- Born: 19 February 1953 (age 73) Nelson, Lancashire, England
- Occupations: Antiquarian Television personality Sausage Ambassador
- Television: Antiques Roadshow; Restoration Roadshow; Bargain Hunt;
- Website: ericknowles.co.uk scottishantiques.com

= Eric Knowles =

Antique expert and television personality

Eric Knowles FRSA (born 19 February 1953 in Nelson, Lancashire, England) is a British antiquarian and television personality, whose main interests are in ceramics and glass.

==Early life==
Knowles went to Nelson Secondary Technical School.

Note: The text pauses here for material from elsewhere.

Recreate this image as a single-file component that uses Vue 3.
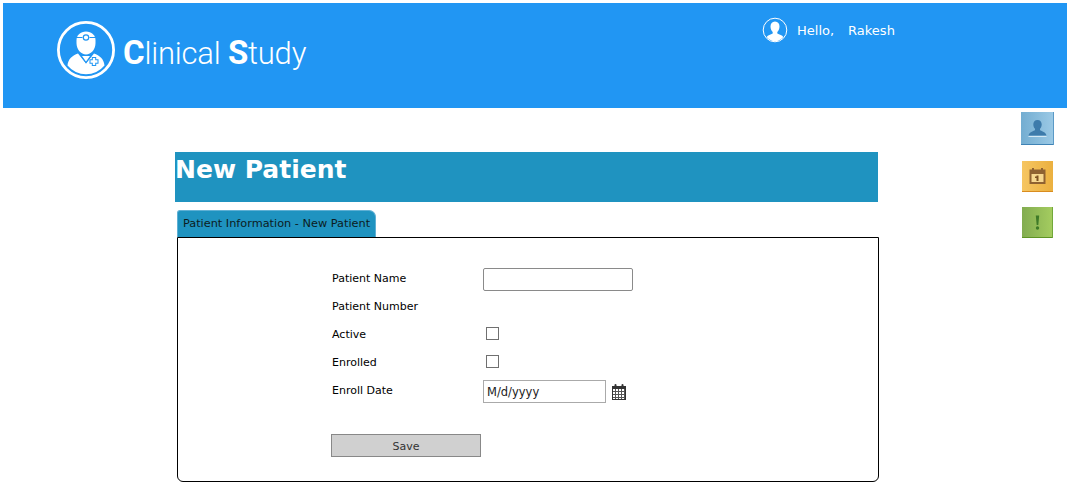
<template>
  <div class="page">
    <header class="topbar">
      <div class="brand">
        <svg class="logo" viewBox="0 0 60 60" width="60" height="60" aria-hidden="true">
          <circle cx="30" cy="30" r="27.600" fill="none" stroke="#fff" stroke-width="2.800" />
          <path fill="#fff" d="M20.500 20c0-4.500 4-8.500 9.500-8.500s9.500 4 9.500 8.500v3c0 6.500-4.500 11.500-9.500 11.500s-9.500-5-9.500-11.500z" />
          <path fill="none" stroke="#2196f3" stroke-width="1.100" d="M20 17.500h6.500M33.500 17.500h6.500" />
          <circle cx="30" cy="17.500" r="2.700" fill="#fff" stroke="#2196f3" stroke-width="1.200" />
          <path fill="#fff" d="M22 33.500c-5.500 2-10 5.500-10.500 12A24 24 0 0 0 48.500 45.500c-.5-6.500-5-10-10.500-12l-8 10z" />
          <path fill="#fff" stroke="#2196f3" stroke-width="1.200" d="M25 35.500h10l-5 7z" />
          <path fill="none" stroke="#2196f3" stroke-width="4.400" d="M33.500 41.500h9M38 37v9" />
          <path fill="none" stroke="#fff" stroke-width="2.400" d="M34.500 41.500h7M38 38v7" />
        </svg>
        <div class="brand-name"><b>C</b>linical <b>S</b>tudy</div>
      </div>
      <div class="user">
        <svg viewBox="0 0 26 26" width="26" height="26" aria-hidden="true">
          <circle cx="13" cy="13" r="11.800" fill="none" stroke="#fff" stroke-width="1" />
          <path fill="#fff" d="M13 4.500c3 0 4.500 2.200 4.500 5 0 2.400-1 4.400-2.200 5.500v1.500c2 1 5 1.500 6 3.500-2 2.600-5 4.300-8.300 4.300s-6.300-1.700-8.300-4.300c1-2 4-2.500 6-3.500V15c-1.200-1.100-2.200-3.100-2.200-5.500 0-2.800 1.500-5 4.500-5z" />
        </svg>
        <span class="hello">Hello,</span>
        <span>Rakesh</span>
      </div>
    </header>

    <div class="body">
      <main class="content">
        <h1 class="title">New Patient</h1>
        <div class="tab">Patient Information - New Patient</div>
        <section class="panel">
          <form class="form" @submit.prevent>
            <label>Patient Name</label>
            <input class="text" type="text" />
            <label>Patient Number</label>
            <span></span>
            <label>Active</label>
            <span class="check"></span>
            <label>Enrolled</label>
            <span class="check"></span>
            <label>Enroll Date</label>
            <div class="date-cell">
              <div class="date">M/d/yyyy</div>
              <svg viewBox="0 0 14 16" width="14" height="16" aria-hidden="true">
                <path fill="#333" d="M0 2h2.500V1a1 1 0 0 1 2 0v1h5V1a1 1 0 0 1 2 0v1H14v14H0z" />
                <path fill="#fff" d="M1 5h12v10H1z" />
                <path stroke="#555" stroke-width="1" fill="none" d="M1 7.500h12M1 10.500h12M1 13.500h12M3.500 5v10M6.500 5v10M9.500 5v10M12.500 5v10" />
              </svg>
            </div>
            <button class="save" type="submit">Save</button>
          </form>
        </section>
      </main>

      <aside class="rail">
        <div class="tile blue">
          <svg viewBox="0 0 33 33" width="33" height="33" aria-hidden="true">
            <path fill="#d3e8f4" d="M7.500 24h18v1h-18z" />
            <path fill="#3d7bab" d="M16.500 8c2.700 0 4.200 2 4.200 4.300 0 2-.8 3.500-1.700 4.500v1.500c2 1 5.600 1.800 6.500 5.200H7.500c.9-3.400 4.500-4.200 6.500-5.200v-1.500c-.9-1-1.700-2.500-1.700-4.500 0-2.300 1.500-4.300 4.200-4.300z" />
          </svg>
        </div>
        <div class="tile orange">
          <svg viewBox="0 0 31 31" width="31" height="31" aria-hidden="true">
            <path fill="#8f6231" d="M7.500 8.500h2.500V7h2v1.500h7V7h2v1.500h2.500v14.500h-16z" />
            <path fill="#f6d78f" d="M9.500 13h12v8h-12z" />
            <path fill="#7d5223" d="M14.500 14.500h2v5.500h-2zM13 15.500h2v1.500h-2z" />
          </svg>
        </div>
        <div class="tile green">
          <svg viewBox="0 0 31 31" width="31" height="31" aria-hidden="true">
            <path fill="#3f7a28" d="M13.800 8.500h3.400l-.9 9.500h-1.600z" />
            <circle cx="15.500" cy="21" r="1.700" fill="#3f7a28" />
          </svg>
        </div>
      </aside>
    </div>
  </div>
</template>

<script setup>
</script>

<style>
html, body { margin: 0; background: #fff; }
</style>

<style scoped>
.page {
  padding: 3px 9px 0 3px;
  height: 484px;
  overflow: hidden;
  font-family: "DejaVu Sans", Verdana, sans-serif;
  color: #000;
}
.topbar {
  height: 105px;
  background: #2196f3;
  display: flex;
  color: #fff;
}
.brand {
  display: flex;
  align-items: center;
  gap: 7px;
  margin: 17px 0 0 53px;
  height: 60px;
  width: 700px;
}
.brand-name {
  font-family: Roboto, sans-serif;
  font-weight: 300;
  font-size: 31px;
  line-height: 60px;
  padding-top: 6px;
  letter-spacing: -0.2px;
}
.brand-name b { font-weight: 700; font-size: 33px; }
.user {
  display: flex;
  align-items: center;
  gap: 8px;
  height: 26px;
  margin: 14px 0 0 6px;
  font-size: 13px;
}
.user svg { margin-right: 1px; }
.hello { margin-right: 6px; }
.body { display: flex; }
.content {
  width: 703px;
  margin: 44px 0 0 172px;
}
.title {
  margin: 0;
  height: 50px;
  background: #1f93c0;
  color: #fff;
  font-size: 25px;
  font-weight: 700;
  line-height: 36px;
}
.tab {
  width: 199px;
  height: 27px;
  margin: 8px 0 0 2px;
  box-sizing: border-box;
  background: #1f93c0;
  border-top: 1px solid #5fb0d4;
  border-right: 1px solid #5fb0d4;
  border-left: 1px solid #5fb0d4;
  border-radius: 3px 7px 0 0;
  color: #0c1c22;
  font-size: 11.3px;
  line-height: 25px;
  text-align: center;
  white-space: nowrap;
}
.panel {
  box-sizing: border-box;
  width: 702px;
  height: 245px;
  margin-left: 2px;
  border: 1px solid #000;
  border-radius: 0 0 6px 6px;
  padding: 26px 0 0 153px;
}
.form {
  display: grid;
  grid-template-columns: 152px 160px;
  grid-auto-rows: 28px;
  align-items: center;
  font-size: 11px;
}
.form label { padding-left: 1px; }
.text {
  box-sizing: border-box;
  width: 150px;
  height: 23px;
  margin: 3px 0 0;
  padding: 0;
  background: #fff;
  border: 1px solid #8a8a8a;
  border-radius: 2px;
}
.check {
  box-sizing: border-box;
  display: block;
  width: 13px;
  height: 13px;
  margin: 0 0 1px 3px;
  border: 1px solid #707070;
  background: #fff;
}
.date-cell { display: flex; align-items: center; gap: 6px; margin-top: 3px; }
.date {
  box-sizing: border-box;
  width: 123px;
  height: 23px;
  padding-left: 3px;
  border: 1px solid #aaa;
  color: #222;
  font-size: 11.5px;
  line-height: 22px;
}
.save {
  grid-column: 1;
  align-self: start;
  width: 150px;
  height: 23px;
  margin-top: 30px;
  padding: 2px 0 0;
  background: #d0d0d0;
  border: 1px solid #888;
  color: #333;
  font-family: inherit;
  font-size: 11px;
}
.rail {
  margin-left: auto;
  margin-right: 13px;
  display: flex;
  flex-direction: column;
  align-items: center;
  width: 33px;
  padding-top: 4px;
  gap: 15px;
}
.tile { box-sizing: border-box; display: block; }
.tile svg { display: block; }
.blue {
  width: 33px;
  height: 33px;
  margin-bottom: 1px;
  background: linear-gradient(90deg, #73add1, #9ccae6);
  box-shadow: inset -1px 0 0 #5b9ac6, inset 0 -1px 0 #3f83b5;
}
.orange {
  width: 31px;
  height: 31px;
  background: linear-gradient(90deg, #f6c662, #ebb03f);
  box-shadow: inset 0 -1px 0 #d98c1f;
}
.green {
  width: 31px;
  height: 31px;
  background: linear-gradient(90deg, #82ac50, #a5cd60);
  box-shadow: inset -1px 0 0 #72a83a, inset 0 -1px 0 #5e9424;
}
</style>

He then joined the London auction house Bonhams as a porter in the ceramics department in 1976 and became head of the department in 1981. By 1992 he had set up Bonham's offices in Bristol. He returned to London to continue with directing the Decorative Arts Department. He was appointed non-executive director of scottishantiques.com (The Hoard Limited) a "decorative art and design emporium" in the Corn Exchange in The Pantiles in Royal Tunbridge Wells in July 2021. He retired in November 2023.

==Television career==
He first earned fame as a ceramics expert on the BBC's Antiques Roadshow. He has also appeared in such programmes as, Going for a Song, Going, Going, Gone, Noel's House Party, Call My Bluff and 20th Century Roadshow. He presented the 20 episodes of Restoration Roadshow on BBC for several weeks in the summer of 2010 (ending 3 September). He was the challenge setter and adjudicator on BBC Two's Antiques Master assisting host Sandi Toksvig. From 2008 to 2010, he appeared on the UK TV show Put Your Money Where Your Mouth Is. After Tim Wonnacott left Bargain Hunt, Knowles became one of a number of 'guest presenters' hosting the show. He also appeared in the series Clash of the Collectables, which he co-hosted with Alan Carter.

==Personal life==
Knowles is a Fellow of the Royal Society of Arts and an Ambassador for the Prince's Trust. Knowles is associated with several other charities including Headway, FABLE (For a better life with epilepsy), the New Mozart Orchestra and Wycombe Scanappeal. He has lectured at the Victoria & Albert Museum, the British Museum, and national museums in Australia, Canada, the US, South Africa, France, Germany, and the Czech Republic.

Knowles had the Freedom of the City of London bestowed in 2000.

He is a published author on subjects such as Victoriana, Royal memorabilia, Art Nouveau, Art Deco, and René Lalique.

Eric was also the Sausage Ambassador for the United Kingdom in 2017.

His son Seb was killed in a road accident in May 2015.